Hey, guys. We’re the fourteen-year-old girls of America. There are a lot of us, but we talk to each other. We’re on a group thread.
We hear that the president — who, for the record, you elected; we are not old enough to vote — has endorsed Roy Moore for Senate. Cool, cool. Roy Moore, the R. Kelly of Alabama.
Some of you don’t believe the allegations, which Moore denies. To which we say: Oooookay. And some of you think that even if they are true, it’s no big thing, because there’s nothing wrong with men in their thirties pursuing relationships with fourteen-year-olds, aka children.
As young girls, we feel like maybe now is a good time to just throw something out there. See if it sticks. A PSA to all grown men on the face of the Earth: We do not want to have sex with you.
We don’t want to kiss you. We don’t want to be touched by you. Not under the bra. Not over the bra. Not anywhere in the vicinity of our bras. Why are you thinking about our bras?

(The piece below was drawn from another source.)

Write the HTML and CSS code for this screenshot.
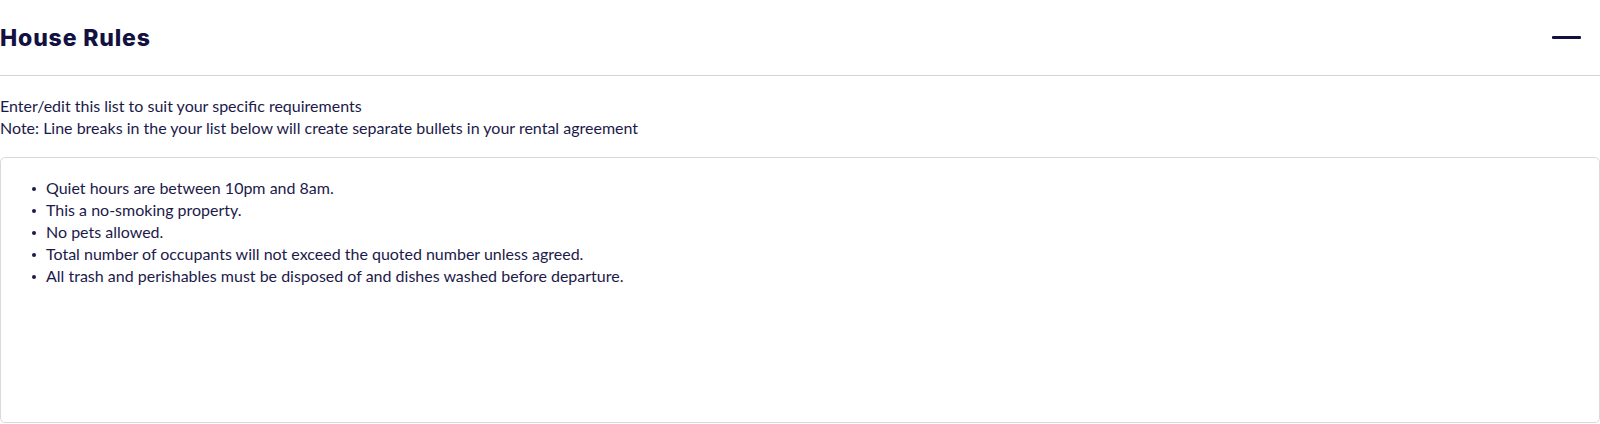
FILE: index.html
```html
<!DOCTYPE html>
<html lang="en">
<head>
<meta charset="utf-8">
<title>House Rules</title>
<link rel="stylesheet" href="styles.css">
</head>
<body>
<section class="panel">
  <header class="panel-header">
    <h2 class="panel-title">House Rules</h2>
    <button class="collapse-btn" aria-label="Collapse"><span class="minus"></span></button>
  </header>
  <div class="panel-body">
    <p class="hint">Enter/edit this list to suit your specific requirements<br>Note: Line breaks in the your list below will create separate bullets in your rental agreement</p>
    <div class="editor">
      <ul class="rules">
        <li>Quiet hours are between 10pm and 8am.</li>
        <li>This a no-smoking property.</li>
        <li>No pets allowed.</li>
        <li>Total number of occupants will not exceed the quoted number unless agreed.</li>
        <li>All trash and perishables must be disposed of and dishes washed before departure.</li>
      </ul>
    </div>
  </div>
</section>
</body>
</html>
```

FILE: styles.css
```css
* { box-sizing: border-box; }
html, body { margin: 0; padding: 0; background: #fff; }
body { color: #1c1a4a; font-family: "Lato", "Liberation Sans", sans-serif; }
.panel { width: 1600px; }
.panel-header {
  height: 76px;
  display: flex;
  align-items: center;
  justify-content: space-between;
  padding: 0 19px 0 0;
  border-bottom: 1px solid #d4d3db;
}
.panel-title {
  margin: 0;
  font-family: "Inter", "Liberation Sans", sans-serif;
  font-weight: 800;
  font-size: 23px;
  letter-spacing: 0.85px;
  color: #12113f;
}
.collapse-btn {
  border: 0; background: none; padding: 0; margin: 0;
  width: 29px; height: 20px;
  display: flex; align-items: center;
}
.minus { display: block; width: 29px; height: 3px; background: #12113f; border-radius: 1px; }
.panel-body { padding-top: 19px; }
.hint { margin: 0 0 18px; font-size: 16px; line-height: 22px; }
.editor {
  height: 266px;
  border: 1px solid #d8d8e0;
  border-radius: 5px;
  padding: 19px 20px;
}
.rules { margin: 0; padding: 0; list-style: none; font-size: 16px; line-height: 22px; }
.rules li { display: flex; }
.rules li::before {
  content: "";
  flex: none;
  width: 4px;
  height: 4px;
  border-radius: 50%;
  background: currentColor;
  margin: 10px 10px 0 11px;
}
```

We waited on sending this out because we didn’t think this was, you know, world-shattering news. We thought everyone was on the same page here, re: having sex with children being an absolutely, unequivocally monstrous thing to do, just a disgusting abuse of power against the most vulnerable among us. But apparently you need a refresher. We’d recommend a subscription to Teen Vogue for the articles, but we’re worried about what you’d do with the pictures.
We think you’re struggling with the idea of being too old. Because this isn’t just about us being young — although, again, we are so young. Younger than the iPod. Those advertisements, with the colors and the silhouettes with the white headphone wires? Before our time.
But it’s not just about us. It’s about you, being ancient. You still think you’re so young, don’t you? Yeah… no. Each and every one of you is just wrinkled, withering proof that mortality comes for us all. If you remember where you were on 9/11, you’re too old for us. Did just thinking about that make you feel old? That’s because you’re old. You’re all a thousand to us. Your faces make us sad.
And you know what? Even if we seem interested — even if we SAY we’re into you — here is a cool idea: Don’t listen to us! Who lets an eighth grader just do whatever she wants? We also want to drive cars. We want to drink beer. We want to slap peanut butter on a Pop-Tart and call it a well-balanced breakfast. This Roy Moore guy, 100 percent, is the kind of dad who wouldn’t let his own daughter wear eyeliner, for fuck’s sake. So like, be the adult in the room. Okay? Don’t make us be the grown-ups here. We hate that.
Oh, and as long as we have your attention, we’re going to pass along a message from the fourteen-year-old boys in America: They’re not that into you, either.